Au Royaume-Uni, sur les traces des voleurs de haute gastronomie

Chris Swales, 54 ans, producteur de saumon fumé, allure assurée et barbe de trois jours, se tient en ce jour d’octobre 2024 à l’entrée d’un site industriel de l’est de Londres, à examiner des conteneurs. Aux alentours, des ados qui traînent, des voitures en sale état, des molosses, et des passants qui tous semblent posséder plus d’un téléphone. Drôle d’endroit pour livrer neuf palettes de poisson surgelé, se dit-il. Mais Chris Swales a vérifié l’adresse que lui a dictée le coursier : c’est bien ici.
Il y a quelques mois encore, Swales n’aurait jamais imaginé s’aventurer du côté du quartier de Walthamstow sur la piste de 37 000 livres [44 000 euros] de saumon disparu. Tout a commencé en août, avec un courrier électronique sous l’objet “Collaboration”, reçu d’un certain Patrick Moulin, qui se présente comme acheteur pour la chaîne française de supermarchés Match. Moulin est à la recherche d’un fournisseur régulier de saumon fumé, et c’est en ce sens qu’il sollicite la société de Chris Swales, Chapel and Swan Smokehouse, sise à Exning, dans le Suffolk [côte est de l’Angleterre].

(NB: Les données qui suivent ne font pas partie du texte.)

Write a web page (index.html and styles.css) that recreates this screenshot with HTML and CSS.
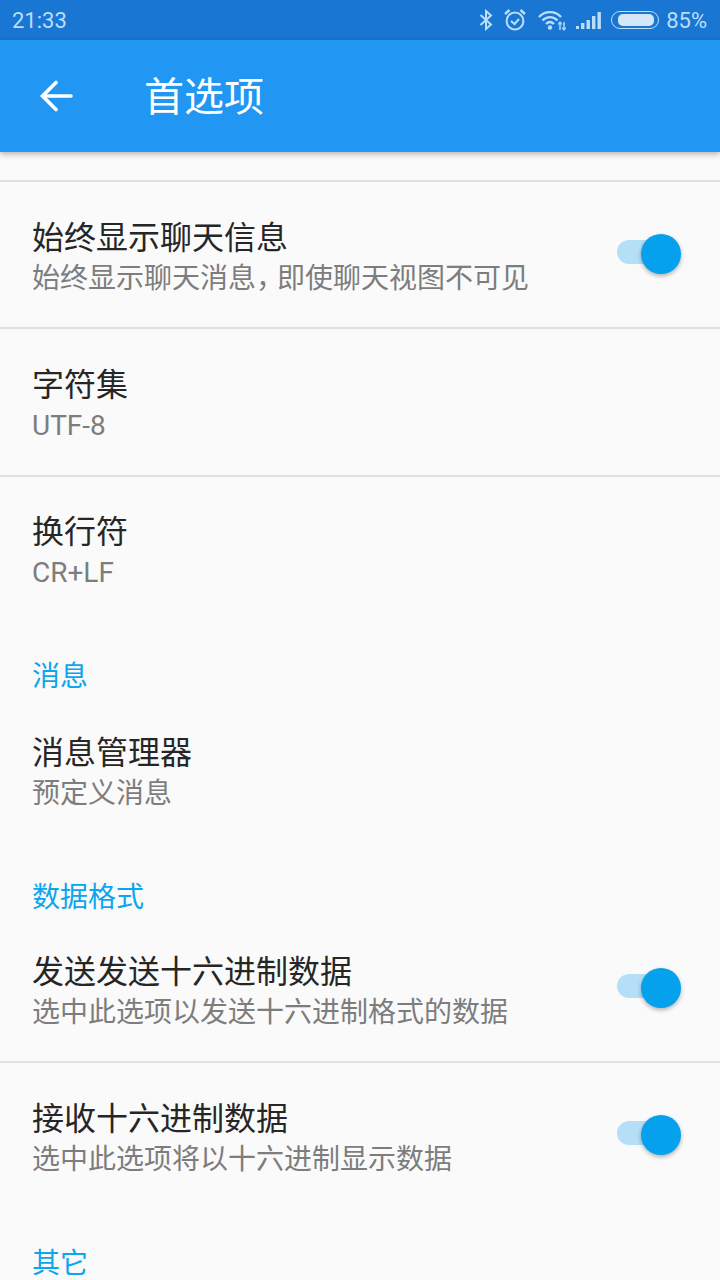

Il s’agit de grosses commandes. Pas pharaoniques, certes, mais, pour les honorer, Swales doit réorganiser tout le planning de production de son équipe de 10 personnes. Les semaines suivantes, tous travaillent “d’arrache-pied” pour produire les plaques de poisson fumé, les surgeler et les stocker dans un entrepôt, jusqu’à préparation de la commande complète. Peu après, Chris Swales reçoit la notification de retrait des marchandises, et les documents nécessaires signés.
Deux semaines plus tard, le chef de l’entreprise n’a toujours pas reçu le paiement. Il relance son client, mais quand Moulin demande de différer le paiement à la réception d’une deuxième commande de saumon fumé (d’un montant supplémentaire de 55 000 livres), Swales met le holà. “Il était hors de question que j’accepte ça.” Et à partir de là, plus de nouvelles.
Patrick Moulin est passé aux abonnés absents. Swales appelle donc directement le siège de Match, pour être mis en relation avec l’acheteur. Ah mais nous n’avons personne du nom de Moulin, s’entend-il répondre par son interlocutrice.
“J’étais furieux de m’être fait avoir, raconte Chris Swales. Et puis tout un tas d’histoires similaires ont commencé à sortir… ”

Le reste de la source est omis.